### Work to do
Write out the listing, please, but only from its first line through the line containing "labels.map((text, i) =>", exactly as given and without pictures.

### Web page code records
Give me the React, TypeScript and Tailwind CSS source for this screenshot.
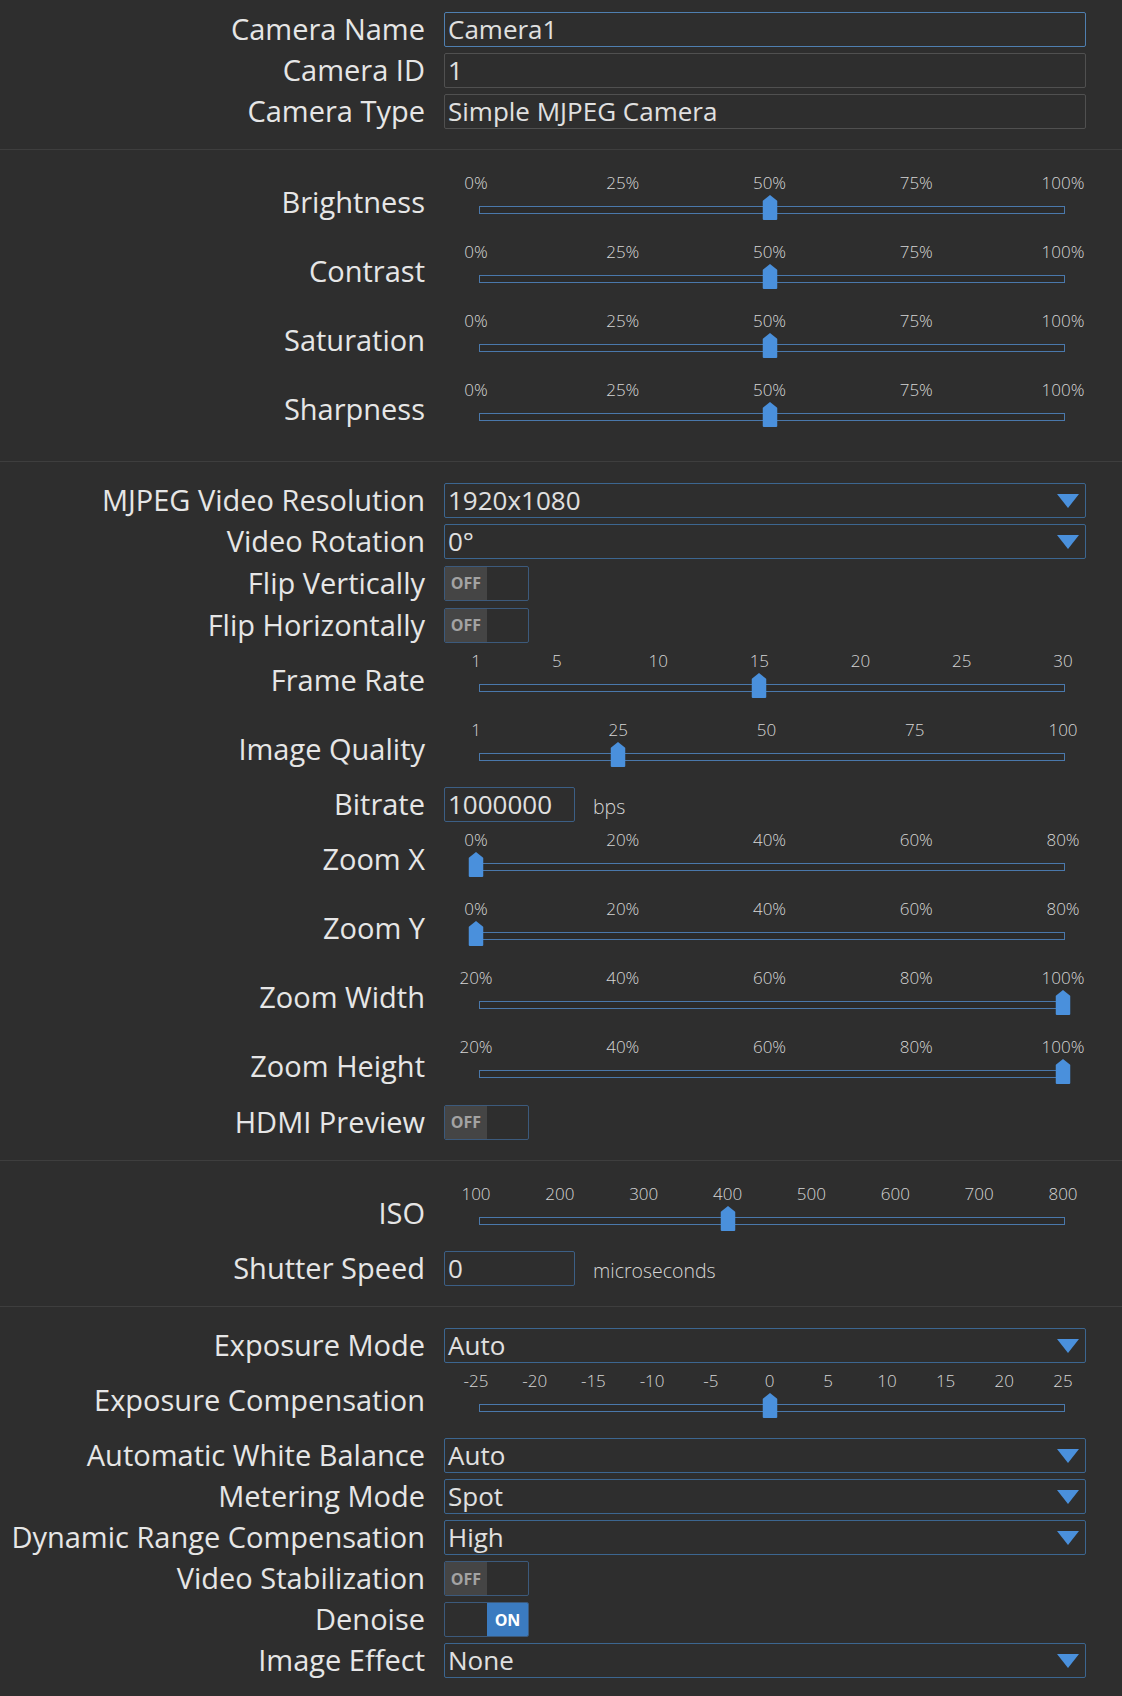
import React from 'react';

type Tick = { text: string; pos: number };

const even = (labels: string[]): Tick[] =>
  labels.map((text, i) => ({ text, pos: i / (labels.length - 1) }));

const scaled = (values: number[], min: number, max: number): Tick[] =>
  values.map((v) => ({ text: String(v), pos: (v - min) / (max - min) }));

const pct5 = even(['0%', '25%', '50%', '75%', '100%']);

const Label: React.FC<{ text: string }> = ({ text }) => (
  <div className="w-[425px] shrink-0 pb-[2px] text-right text-[29px] leading-none text-[#e6e6e6] whitespace-nowrap">
    {text}
  </div>
);

// size: 'row' = 41px input row, 'wide' = 42px (toggles in the video block), 'tall' = slider
const Row: React.FC<{ label: string; size?: 'row' | 'wide' | 'tall'; children: React.ReactNode }> = ({
  label,
  size = 'row',
  children,
}) => (
  <div className={`flex items-center ${size === 'tall' ? 'h-[69px]' : size === 'wide' ? 'h-[42px]' : 'h-[41px]'}`}>
    <Label text={label} />
    <div className="ml-[19px] w-[642px] h-full flex items-center">{children}</div>
  </div>
);

const TextBox: React.FC<{ value: string; tone?: 'focus' | 'blue' | 'gray'; narrow?: boolean }> = ({
  value,
  tone = 'gray',
  narrow,
}) => (
  <div
    className={`h-[35px] flex items-center pl-[3px] pb-[2px] rounded-[2px] border text-[26px] leading-none text-[#e0e0e0] ${
      narrow ? 'w-[131px]' : 'w-full'
    } ${tone === 'focus' ? 'border-[#4f7fb0]' : tone === 'blue' ? 'border-[#3c5f85]' : 'border-[#505050]'}`}
  >
    {value}
  </div>
);

const Select: React.FC<{ value: string }> = ({ value }) => (
  <div className="w-full h-[35px] flex items-center justify-between pl-[3px] pr-[6px] rounded-[2px] border border-[#3c6690] text-[26px] leading-none text-[#e0e0e0]">
    <span className="pb-[2px]">{value}</span>
    <svg width="22" height="14" viewBox="0 0 22 14">
      <polygon points="0,0 22,0 11,14" fill="#4a90dc" />
    </svg>
  </div>
);

const Toggle: React.FC<{ on?: boolean }> = ({ on }) => (
  <div className="w-[85px] h-[35px] flex rounded-[2px] border border-[#3c5a7c] overflow-hidden text-[16px] font-bold leading-none">
    {on ? (
      <>
        <div className="w-[42px]" />
        <div className="flex-1 bg-[#3b7bc0] text-white flex items-center justify-center">ON</div>
      </>
    ) : (
      <>
        <div className="w-[42px] bg-[#454545] text-[#a3a3a3] flex items-center justify-center">OFF</div>
        <div className="flex-1" />
      </>
    )}
  </div>
);

const Slider: React.FC<{ ticks: Tick[]; value: number }> = ({ ticks, value }) => (
  <div className="h-full w-full">
    <div className="relative ml-[32px] w-[587px] h-full">
      {ticks.map((t) => (
        <span
          key={t.text}
          className="absolute top-[5px] -translate-x-1/2 text-[17px] leading-[20px] font-light text-[#d6d6d6] whitespace-nowrap"
          style={{ left: `${t.pos * 100}%` }}
        >
          {t.text}
        </span>
      ))}
      <div className="absolute top-[38px] left-[3px] right-[-2px] h-[8px] border border-[#4a78ab] bg-[#2b2b2b]" />
      <svg
        className="absolute top-[27px] -translate-x-1/2"
        style={{ left: `${value * 100}%` }}
        width="15"
        height="25"
        viewBox="0 0 15 25"
      >
        <path d="M7.5 0 L15 6 L15 23.5 Q15 25 13.5 25 L1.5 25 Q0 25 0 23.5 L0 6 Z" fill="#4a90dc" />
      </svg>
    </div>
  </div>
);

const Section: React.FC<{ first?: boolean; children: React.ReactNode }> = ({ first, children }) => (
  <div className={first ? 'pt-[9px] pb-[17px]' : 'border-t border-[#3e3e3e] pt-[18px] pb-[17px]'}>
    {children}
  </div>
);

const Unit: React.FC<{ text: string }> = ({ text }) => (
  <span className="ml-[18px] pt-[4px] text-[19.5px] text-[#d6d6d6] font-light">{text}</span>
);

export default function App() {
  return (
    <div className="min-h-[1696px] w-full bg-[#2e2e2e] font-['Open_Sans',sans-serif]">
      <Section first>
        <Row label="Camera Name">
          <TextBox value="Camera1" tone="focus" />
        </Row>
        <Row label="Camera ID">
          <TextBox value="1" />
        </Row>
        <Row label="Camera Type">
          <TextBox value="Simple MJPEG Camera" />
        </Row>
      </Section>

      <Section>
        <Row label="Brightness" size="tall">
          <Slider ticks={pct5} value={0.5} />
        </Row>
        <Row label="Contrast" size="tall">
          <Slider ticks={pct5} value={0.5} />
        </Row>
        <Row label="Saturation" size="tall">
          <Slider ticks={pct5} value={0.5} />
        </Row>
        <Row label="Sharpness" size="tall">
          <Slider ticks={pct5} value={0.5} />
        </Row>
      </Section>

      <Section>
        <Row label="MJPEG Video Resolution">
          <Select value="1920x1080" />
        </Row>
        <Row label="Video Rotation">
          <Select value="0°" />
        </Row>
        <Row label="Flip Vertically" size="wide">
          <Toggle />
        </Row>
        <Row label="Flip Horizontally" size="wide">
          <Toggle />
        </Row>
        <Row label="Frame Rate" size="tall">
          <Slider ticks={scaled([1, 5, 10, 15, 20, 25, 30], 1, 30)} value={14 / 29} />
        </Row>
        <Row label="Image Quality" size="tall">
          <Slider ticks={scaled([1, 25, 50, 75, 100], 1, 100)} value={24 / 99} />
        </Row>
        <Row label="Bitrate">
          <TextBox value="1000000" tone="blue" narrow />
          <Unit text="bps" />
        </Row>
        <Row label="Zoom X" size="tall">
          <Slider ticks={even(['0%', '20%', '40%', '60%', '80%'])} value={0} />
        </Row>
        <Row label="Zoom Y" size="tall">
          <Slider ticks={even(['0%', '20%', '40%', '60%', '80%'])} value={0} />
        </Row>
        <Row label="Zoom Width" size="tall">
          <Slider ticks={even(['20%', '40%', '60%', '80%', '100%'])} value={1} />
        </Row>
        <Row label="Zoom Height" size="tall">
          <Slider ticks={even(['20%', '40%', '60%', '80%', '100%'])} value={1} />
        </Row>
        <Row label="HDMI Preview" size="wide">
          <Toggle />
        </Row>
      </Section>

      <Section>
        <Row label="ISO" size="tall">
          <Slider ticks={even(['100', '200', '300', '400', '500', '600', '700', '800'])} value={3 / 7} />
        </Row>
        <Row label="Shutter Speed">
          <TextBox value="0" tone="blue" narrow />
          <Unit text="microseconds" />
        </Row>
      </Section>

      <Section>
        <Row label="Exposure Mode">
          <Select value="Auto" />
        </Row>
        <Row label="Exposure Compensation" size="tall">
          <Slider ticks={scaled([-25, -20, -15, -10, -5, 0, 5, 10, 15, 20, 25], -25, 25)} value={0.5} />
        </Row>
        <Row label="Automatic White Balance">
          <Select value="Auto" />
        </Row>
        <Row label="Metering Mode">
          <Select value="Spot" />
        </Row>
        <Row label="Dynamic Range Compensation">
          <Select value="High" />
        </Row>
        <Row label="Video Stabilization">
          <Toggle />
        </Row>
        <Row label="Denoise">
          <Toggle on />
        </Row>
        <Row label="Image Effect">
          <Select value="None" />
        </Row>
      </Section>
    </div>
  );
}
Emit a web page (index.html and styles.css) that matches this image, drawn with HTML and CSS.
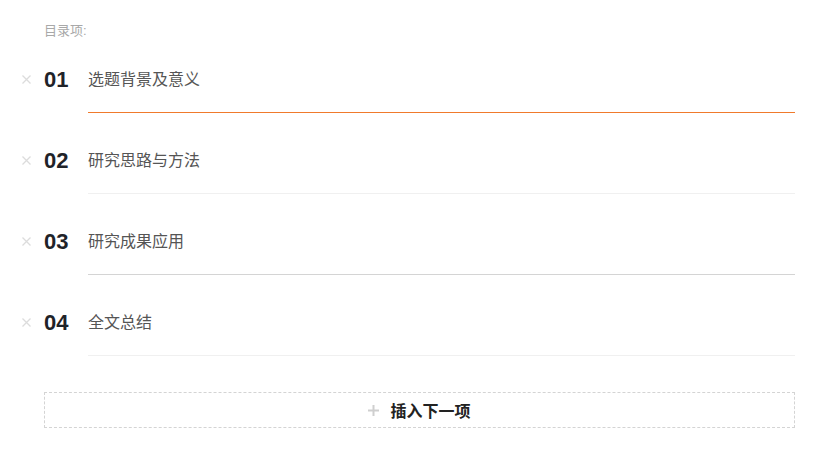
FILE: index.html
```html
<!DOCTYPE html>
<html lang="zh">
<head>
<meta charset="utf-8">
<link rel="stylesheet" href="styles.css">
</head>
<body>
<div class="wrap">
  <div class="label">目录项:</div>
  <div class="list">
    <div class="row">
      <div class="del"><svg width="9" height="9" viewBox="0 0 9 9"><path d="M0.5 0.5L8.5 8.5M8.5 0.5L0.5 8.5" stroke="#dcdcdc" stroke-width="1.3" fill="none"/></svg></div>
      <div class="num">01</div>
      <div class="field active">选题背景及意义</div>
    </div>
    <div class="row">
      <div class="del"><svg width="9" height="9" viewBox="0 0 9 9"><path d="M0.5 0.5L8.5 8.5M8.5 0.5L0.5 8.5" stroke="#dcdcdc" stroke-width="1.3" fill="none"/></svg></div>
      <div class="num">02</div>
      <div class="field">研究思路与方法</div>
    </div>
    <div class="row">
      <div class="del"><svg width="9" height="9" viewBox="0 0 9 9"><path d="M0.5 0.5L8.5 8.5M8.5 0.5L0.5 8.5" stroke="#dcdcdc" stroke-width="1.3" fill="none"/></svg></div>
      <div class="num">03</div>
      <div class="field hover">研究成果应用</div>
    </div>
    <div class="row">
      <div class="del"><svg width="9" height="9" viewBox="0 0 9 9"><path d="M0.5 0.5L8.5 8.5M8.5 0.5L0.5 8.5" stroke="#dcdcdc" stroke-width="1.3" fill="none"/></svg></div>
      <div class="num">04</div>
      <div class="field">全文总结</div>
    </div>
  </div>
  <div class="add">
    <svg class="plus" width="11" height="11" viewBox="0 0 11 11"><rect x="4.5" y="0" width="2" height="11" fill="#cfcfcf"/><rect x="0" y="4.5" width="11" height="2" fill="#cfcfcf"/></svg>
    <span>插入下一项</span>
  </div>
</div>
</body>
</html>
```
FILE: styles.css
```css
html, body {
  margin: 0;
  padding: 0;
  background: #fff;
}
body {
  font-family: "Liberation Sans", "Noto Sans CJK SC", sans-serif;
}
.wrap {
  padding: 21px 43px 0 22px;
}
.label {
  margin-left: 22px;
  height: 20px;
  line-height: 20px;
  font-size: 13px;
  color: #a8a8a8;
}
.row {
  display: flex;
  align-items: flex-start;
  padding-top: 23px;
  margin-bottom: 9px;
}
.del {
  width: 22px;
  height: 32px;
  display: flex;
  align-items: center;
}
.del svg {
  display: block;
  margin-top: -1px;
}
.num {
  width: 44px;
  height: 32px;
  line-height: 32px;
  font-size: 22px;
  font-weight: bold;
  color: #1f2329;
}
.field {
  flex: 1;
  height: 32px;
  line-height: 32px;
  padding-bottom: 16px;
  font-size: 16px;
  color: #555;
  border-bottom: 1px solid #f0f0f0;
}
.field.active {
  border-bottom-color: #f07a2c;
}
.field.hover {
  border-bottom-color: #d4d4d4;
}
.add {
  margin: 36px 0 0 22px;
  height: 34px;
  border: 1px dashed #d4d4d4;
  display: flex;
  align-items: center;
  justify-content: center;
  gap: 11px;
  font-size: 16px;
  font-weight: bold;
  color: #222;
}
.plus {
  display: block;
}
```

### Output
Give me the React, TypeScript and Tailwind CSS source for this screenshot.
import React from 'react';

type Tick = { text: string; pos: number };

const even = (labels: string[]): Tick[] =>
  labels.map((text, i) => ({ text, pos: i / (labels.length - 1) }));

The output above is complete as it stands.